- **GIVEN TASK**:
Copy the data that follows, character for character, minus the pictures.

- **DATA LINES**:
+ + + +
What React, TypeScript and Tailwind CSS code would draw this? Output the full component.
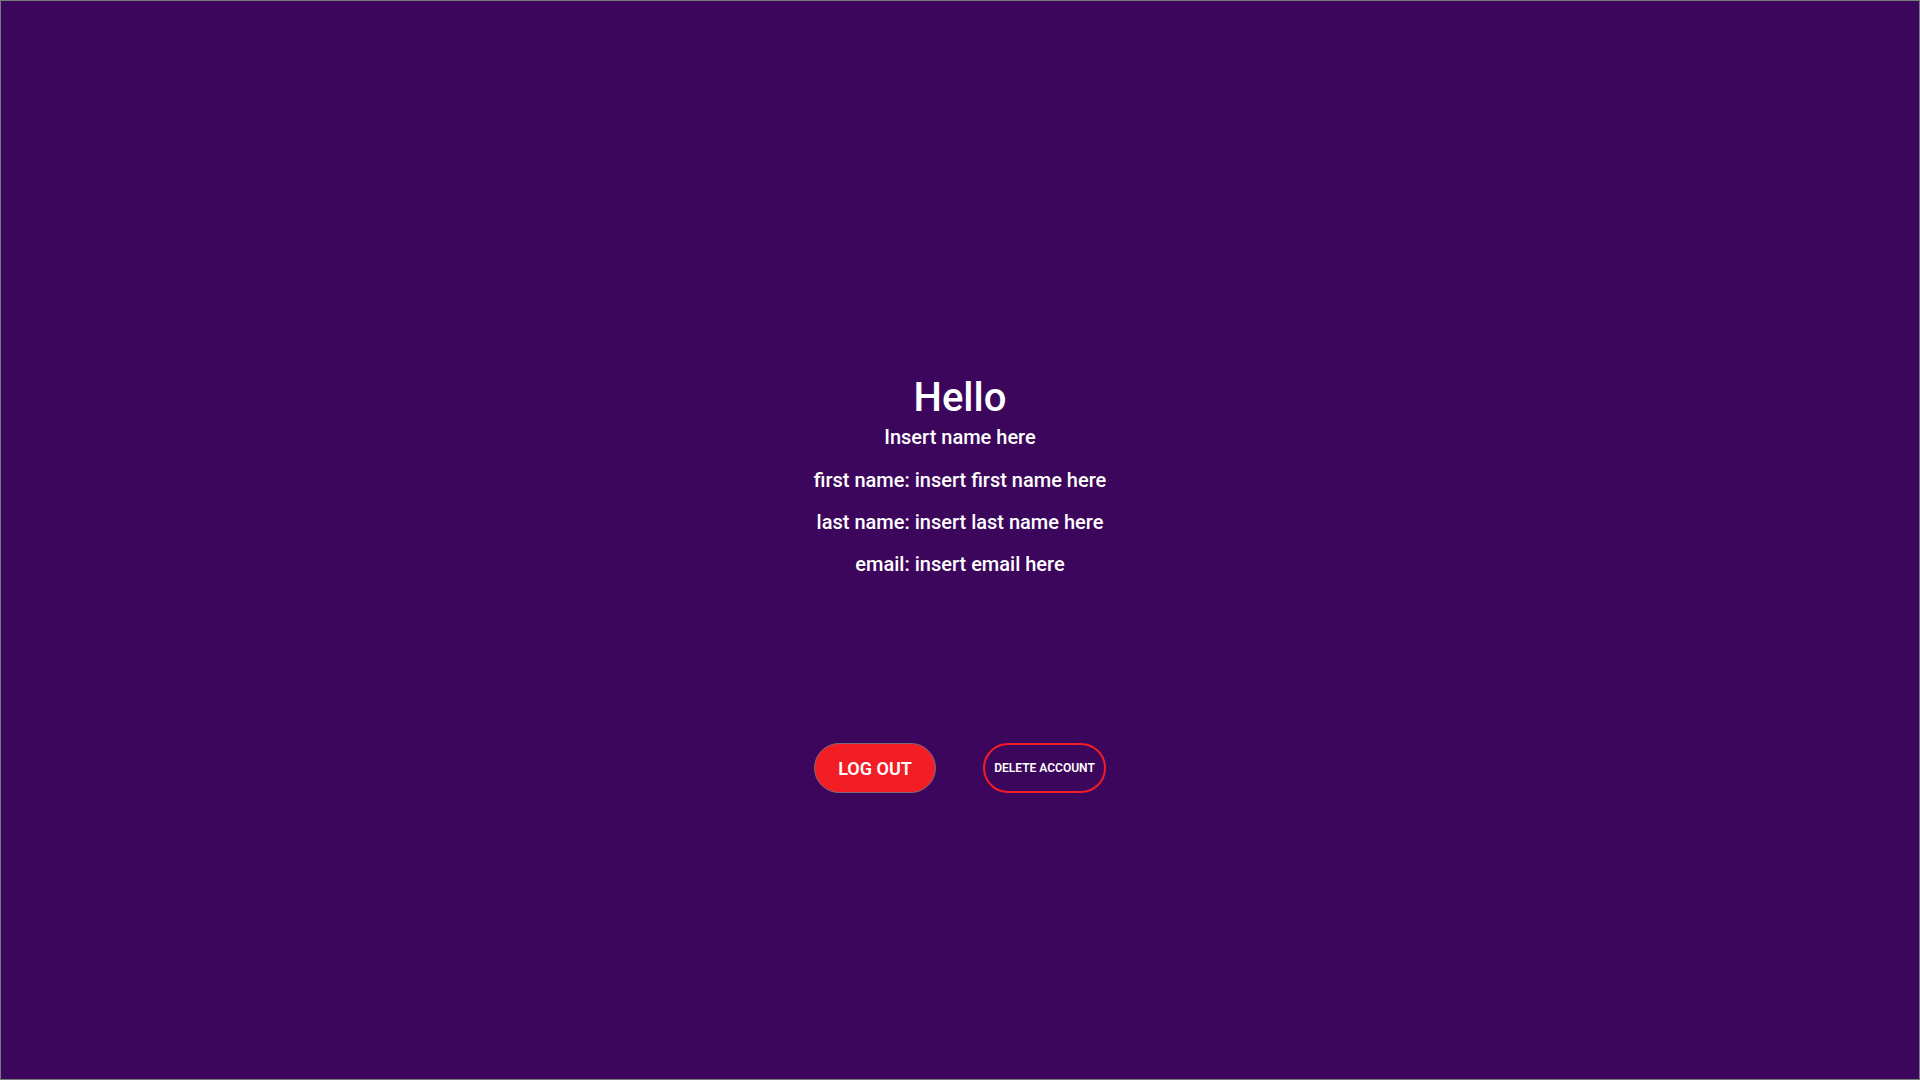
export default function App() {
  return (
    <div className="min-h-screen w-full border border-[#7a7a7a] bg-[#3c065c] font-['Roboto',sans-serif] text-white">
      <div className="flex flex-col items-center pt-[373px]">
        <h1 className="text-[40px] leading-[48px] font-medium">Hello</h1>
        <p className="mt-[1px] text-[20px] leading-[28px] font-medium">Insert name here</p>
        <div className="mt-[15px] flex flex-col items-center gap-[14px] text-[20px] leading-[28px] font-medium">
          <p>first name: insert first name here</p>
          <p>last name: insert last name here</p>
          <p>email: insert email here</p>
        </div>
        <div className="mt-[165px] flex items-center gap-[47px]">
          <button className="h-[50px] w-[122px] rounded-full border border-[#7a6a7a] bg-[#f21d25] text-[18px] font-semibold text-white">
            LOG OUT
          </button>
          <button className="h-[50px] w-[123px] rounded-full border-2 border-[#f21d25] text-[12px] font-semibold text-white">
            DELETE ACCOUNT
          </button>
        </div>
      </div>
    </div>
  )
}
+ + + +
- **EXERCISE RESPONSE**:
What React, TypeScript and Tailwind CSS code would draw this? Output the full component.
export default function App() {
  return (
    <div className="min-h-screen w-full border border-[#7a7a7a] bg-[#3c065c] font-['Roboto',sans-serif] text-white">
      <div className="flex flex-col items-center pt-[373px]">
        <h1 className="text-[40px] leading-[48px] font-medium">Hello</h1>
        <p className="mt-[1px] text-[20px] leading-[28px] font-medium">Insert name here</p>
        <div className="mt-[15px] flex flex-col items-center gap-[14px] text-[20px] leading-[28px] font-medium">
          <p>first name: insert first name here</p>
          <p>last name: insert last name here</p>
          <p>email: insert email here</p>
        </div>
        <div className="mt-[165px] flex items-center gap-[47px]">
          <button className="h-[50px] w-[122px] rounded-full border border-[#7a6a7a] bg-[#f21d25] text-[18px] font-semibold text-white">
            LOG OUT
          </button>
          <button className="h-[50px] w-[123px] rounded-full border-2 border-[#f21d25] text-[12px] font-semibold text-white">
            DELETE ACCOUNT
          </button>
        </div>
      </div>
    </div>
  )
}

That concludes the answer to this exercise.